Mainframe computers are modular by design, so repairs and upgrades are less complicated and time consuming. Individual components (processors, disk drives, memory cards) can be swapped out with no impact to the overall system. This is huge when we remember the downtime limitations of certain industries being about five minutes maximum per year; repair time counts as downtime when it impacts the ability to complete required tasks. 

Modern systems are also equipped with thorough logging that can be used to support advanced diagnostic tools, and remote management access is available for updates and troubleshooting at will. A mainframe box hosted on-site also means access to physical repairs or updates is owned wholly by the organization employing the machine, a solid benefit to those requiring tightly controlled access to their business-critical systems.

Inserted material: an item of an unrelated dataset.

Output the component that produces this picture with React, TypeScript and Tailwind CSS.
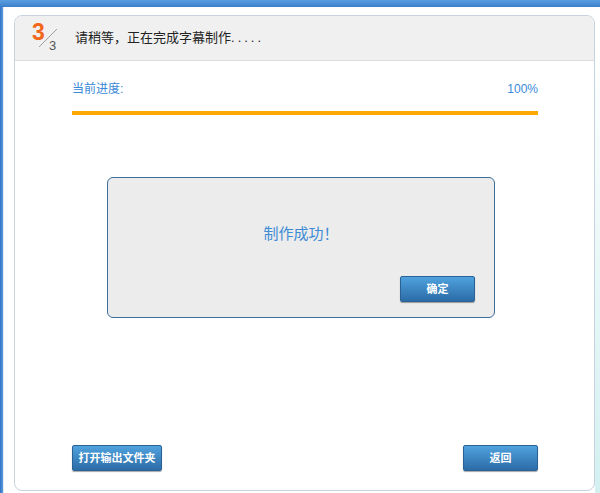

Something to consider regarding serviceability with mainframe computers, however, is the specialized nature of the technology. Though they are not so far removed from other transaction-focused servers, there is a known mainframe practitioner shortage. This is a result of many organizations assuming mainframes would be fully sunset by the mid-1990s, effectively causing a reduction in funding for new hires and training programs. Though some organizations are now working to address this gap, businesses that employ mainframes for mission-critical processes would be wise to enlist the support of the greater mainframe security community to help ensure all bases are covered and defense-in-depth is being achieved.

What’s Next  

The Artificial Intelligence revolution has been underway for several years now and is advancing rapidly — and the continued expansion and maturation of cloud-based business solutions for storage and processing show no indication of slowing. These technologies among others could be viewed as threats to mainframe, but the reality is no solution exists able to replace mainframe computers that is as private, as powerful, or as trustworthy. It is more likely we will see hybridization of cloud and mainframe environments, with native AI enhancements in place for use-cases like advanced fraud detection.

Modern mainframes incorporate crypto, network, and compression cards all with their own processors and memory. Integrated encryption for data at rest and in motion is standard for mainframes, a feature other servers simply do not have. Mainframes are not frozen in time either, with new innovations for native AI inferencing built into the processor cores themselves and further potential to host virtual private cloud environments or proprietary LLMs, there is a healthy future in store for mainframes. 

Beginning with a basic purchase, your payment transaction data traveled from the vendor eventually to a mainframe, and from there made it back to your bank records. Perhaps the next time you tap for a latte, you’ll consider the backbone infrastructure making your debit card worth more than the thin rectangle of plastic it consists of, meaningless without the machines transmitting and processing some of your most sensitive data across time and space.